▶ [Challenge]:
Look through the material and copy each line holding "that".

▶ [Extracted information]:
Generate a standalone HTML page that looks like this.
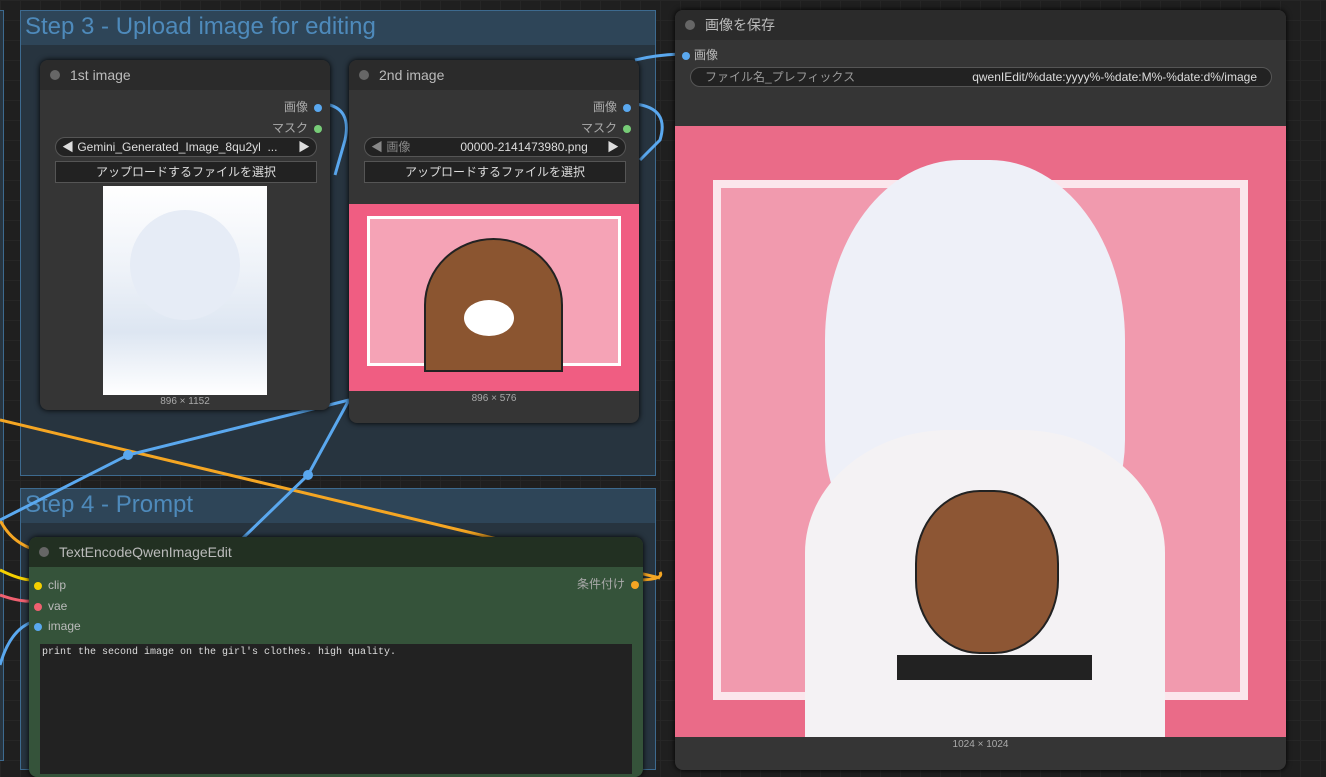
<!DOCTYPE html><html><head><meta charset="utf-8"><style>
body{margin:0;width:1326px;height:759px;overflow:hidden;background:#1f1f1f;font-family:"Liberation Sans","Noto Sans CJK JP",sans-serif;position:relative;
background-image:linear-gradient(#262626 1px,transparent 1px),linear-gradient(90deg,#262626 1px,transparent 1px);background-size:20px 20px}
.a{position:absolute}
.grp{background:#27343f;border:1px solid #3d6a8f}
.gh{background:#2e4558;height:34px;color:#4e8abb;font-size:24px;padding-left:4px;line-height:32px}
.node{background:#353535;border-radius:8px;overflow:hidden;box-shadow:0 0 6px #000}
.nh{background:#2b2b2b;height:30px;color:#bbb;font-size:14px;line-height:30px;padding-left:30px;position:relative}
.nh:before{content:"";position:absolute;left:10px;top:10px;width:10px;height:10px;border-radius:50%;background:#666}
.out{color:#aaa;font-size:12px;text-align:right}
.dot{display:inline-block;width:8px;height:8px;border-radius:50%;margin-left:6px;vertical-align:-1px}
.cmb{background:#222;border:1px solid #555;border-radius:10px;height:18px;color:#ddd;font-size:12px;line-height:18px}
.btn{background:#222;border:1px solid #555;height:20px;color:#ddd;font-size:12px;line-height:20px;text-align:center}
.cap{color:#aaa;font-size:10px;text-align:center}
</style></head><body>
<div class="a grp" style="left:-10px;top:10px;width:12px;height:749px"></div>
<div class="a grp" style="left:20px;top:10px;width:634px;height:464px"><div class="gh">Step 3 - Upload image for editing</div></div>
<div class="a grp" style="left:20px;top:488px;width:634px;height:280px"><div class="gh">Step 4 - Prompt</div></div>

<svg class="a" style="left:0;top:0" width="1326" height="759">
<g fill="none" stroke-width="3">
<path d="M0 420 L660 578" stroke="#f5a623"/>
<path d="M0 520 Q10 540 30 548" stroke="#f5a623"/>
<path d="M0 570 Q20 580 32 580" stroke="#f5d000"/>
<path d="M0 595 Q20 602 32 601" stroke="#f06070"/>
<path d="M0 665 Q10 630 32 622" stroke="#5aa8ef"/>
<path d="M0 520 L128 455 L349 400" stroke="#5aa8ef"/>
<path d="M210 570 L308 475 L349 400" stroke="#5aa8ef"/>
<path d="M325 104 Q352 108 345 140 L335 175" stroke="#5aa8ef"/>
<path d="M635 104 Q670 108 660 140 L640 160" stroke="#5aa8ef"/>
<path d="M635 60 Q655 55 680 54" stroke="#5aa8ef"/>
<path d="M636 580 Q665 580 660 572" stroke="#f5a623"/>
</g>
<circle cx="128" cy="455" r="5" fill="#5aa8ef"/><circle cx="308" cy="475" r="5" fill="#5aa8ef"/>
</svg>

<div class="a node" style="left:40px;top:60px;width:290px;height:350px">
<div class="nh">1st image</div>
<div class="out" style="margin:8px 8px 0 0">画像<span class="dot" style="background:#5aa8ef"></span></div>
<div class="out" style="margin:4px 8px 0 0">マスク<span class="dot" style="background:#7c7"></span></div>
<div class="a cmb" style="left:15px;top:77px;width:260px;padding-left:0"><span style="margin-left:6px">◀ Gemini_Generated_Image_8qu2yl &nbsp;...</span><span style="float:right;margin-right:6px">▶</span></div>
<div class="a btn" style="left:15px;top:101px;width:260px">アップロードするファイルを選択</div>
<div class="a" style="left:63px;top:126px;width:164px;height:209px;background:linear-gradient(#fff 0%,#eef2f8 40%,#dde6f2 70%,#fff)"></div>
<div class="a" style="left:90px;top:150px;width:110px;height:110px;border-radius:50%;background:#e6ecf6"></div>
<div class="a cap" style="left:0;top:336px;width:290px">896 × 1152</div>
</div>

<div class="a node" style="left:349px;top:60px;width:290px;height:363px">
<div class="nh">2nd image</div>
<div class="out" style="margin:8px 8px 0 0">画像<span class="dot" style="background:#5aa8ef"></span></div>
<div class="out" style="margin:4px 8px 0 0">マスク<span class="dot" style="background:#7c7"></span></div>
<div class="a cmb" style="left:15px;top:77px;width:260px"><span style="margin-left:6px;color:#888">◀ 画像</span><span style="margin-left:50px">00000-2141473980.png</span><span style="float:right;margin-right:6px">▶</span></div>
<div class="a btn" style="left:15px;top:101px;width:260px">アップロードするファイルを選択</div>
<div class="a" style="left:0;top:144px;width:290px;height:187px;background:#f05d82"></div>
<div class="a" style="left:18px;top:156px;width:254px;height:150px;background:#f5a3b6;border:3px solid #fff;box-sizing:border-box"></div>
<div class="a" style="left:75px;top:178px;width:135px;height:130px;border-radius:50% 50% 0 0;background:#8b5530;border:2px solid #222"></div>
<div class="a" style="left:115px;top:240px;width:50px;height:36px;border-radius:50%;background:#fff"></div>
<div class="a cap" style="left:0;top:333px;width:290px">896 × 576</div>
</div>

<div class="a node" style="left:29px;top:537px;width:614px;height:240px;background:#35533a">
<div class="nh" style="background:#223022">TextEncodeQwenImageEdit</div>
<div class="a" style="left:5px;top:38px;color:#bbb;font-size:12px;line-height:20.5px">
<div><span class="dot" style="background:#f5d000;margin:0 6px 0 0"></span>clip</div>
<div><span class="dot" style="background:#f06070;margin:0 6px 0 0"></span>vae</div>
<div><span class="dot" style="background:#5aa8ef;margin:0 6px 0 0"></span>image</div></div>
<div class="a out" style="right:4px;top:38px">条件付け<span class="dot" style="background:#f5a623"></span></div>
<div class="a" style="left:11px;top:107px;width:592px;height:130px;background:#222;color:#ddd;font:10px 'Liberation Mono',monospace;padding:3px 2px;box-sizing:border-box">print the second image on the girl's clothes. high quality.</div>
</div>

<div class="a node" style="left:675px;top:10px;width:611px;height:760px">
<div class="nh">画像を保存</div>
<div style="color:#bbb;font-size:12px;margin:6px 0 0 7px"><span class="dot" style="background:#5aa8ef;margin:0 4px 0 0"></span>画像</div>
<div class="a cmb" style="left:15px;top:57px;width:580px;color:#999"><span style="margin-left:14px">ファイル名_プレフィックス</span><span style="float:right;margin-right:14px;color:#ddd">qwenIEdit/%date:yyyy%-%date:M%-%date:d%/image</span></div>
<div class="a" style="left:0;top:116px;width:611px;height:611px;background:#ea6b88"></div>
<div class="a" style="left:38px;top:170px;width:535px;height:520px;border:8px solid #fbe6ec;background:#f19aae;box-sizing:border-box"></div>
<div class="a" style="left:150px;top:150px;width:300px;height:400px;border-radius:45% 45% 30% 30%;background:#eef0f8"></div>
<div class="a" style="left:130px;top:420px;width:360px;height:307px;border-radius:40% 40% 0 0;background:#f4f2f4"></div>
<div class="a" style="left:240px;top:480px;width:140px;height:160px;border-radius:45%;background:#8d5634;border:2px solid #222"></div>
<div class="a" style="left:222px;top:645px;width:195px;height:25px;background:#222"></div>
<div class="a cap" style="left:0;top:729px;width:611px">1024 × 1024</div>
</div>
</body></html>
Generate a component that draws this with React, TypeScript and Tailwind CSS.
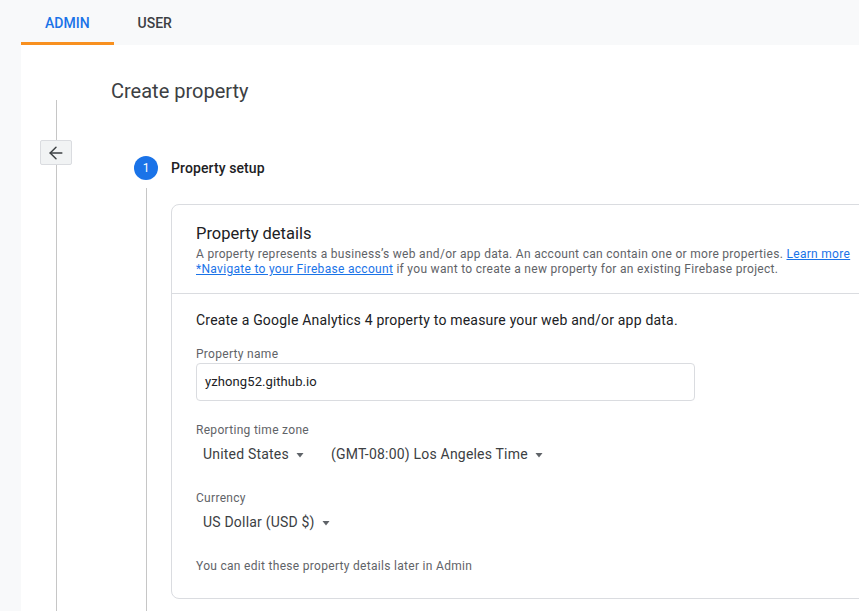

▶ [Task output]:
Generate a standalone HTML page that looks like this.
Generate a component that draws this with React, TypeScript and Tailwind CSS.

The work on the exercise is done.